Data sourced from the National Climatic Data Center
Agra's sites welcome thousands (and the Taj Mahal millions) of tourists each year, and the city's residents have learned to capitalize on the traffic. It's very important when in Agra to exercise caution as it's very easy to be taken advantage of, scammed, and in some cases, assaulted. It's best to trust only official representatives while here, including those working at attractions, train stations or your hotel. And make sure the representative you choose to talk to is physically in a ticket stand or office at that attraction or train station and not someone who just says so on the street. Be mindful of your belongings at all times. The State Department reports that some people have had their purse straps cut or the bottom of their bags slit open at the bottom.
You will definitely want to stay at a quality hotel in Agra. While it might be tempting to save a few hundred rupees, it's important to note that India is a developing country. Accommodations at finer hotels offer quality Western amenities as well as food you can trust. That's not to say budget accommodations won't offer basic amenities or safe food, but standards of cleanliness are different here.
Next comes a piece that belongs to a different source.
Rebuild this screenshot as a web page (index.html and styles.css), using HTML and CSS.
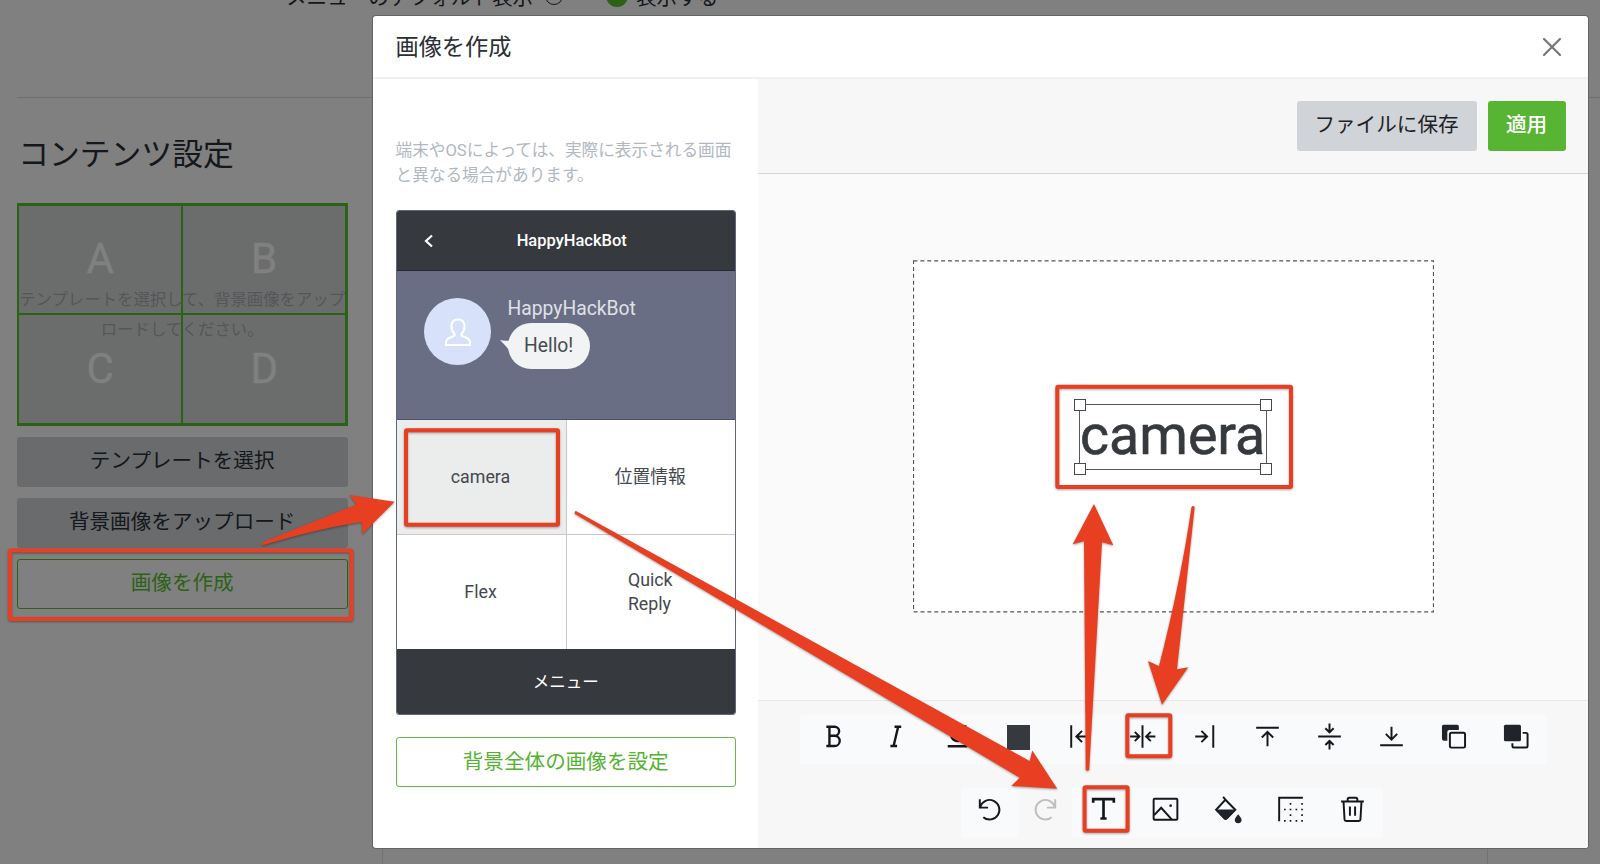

You don't want to fall victim to Delhi belly, which is akin to traveler's diarrhea. Wherever you end up staying, always drink bottled water. Also avoid foods that aren't cooked, such as fruit or produce, from a street vendor or dishes that require water for preparation. Your best bet is to eat close to top attractions as those experience lots of tourists. As for street food, as long as you can see the ingredients in front of you and you can watch all of them being cooked from start to finish, your belly will be good. But while here, don't ask for beef. In Hinduism, cows are considered holy. So much so that you'll find them walking the streets like humans around India.
With all of the historical sites Agra has to offer, you will probably be approached by "tour guides" on the street or in front of attractions, especially the Taj Mahal. They may try to tempt you with "discounted" or "cheap" tour prices or even admission fees; however, you need to assume everything they tell you is false. It's common for Western travelers to be offered services or goods for prices 10 times that of the fair amount. If you don't have a pre-booked tour and are interested in one, seek help from your hotel or ask for more information at the attraction. The Uttar Pradesh State Tourism Development Corporation offers tours by licensed guides and partners with top sites, such as the Agra Fort and the Taj Mahal.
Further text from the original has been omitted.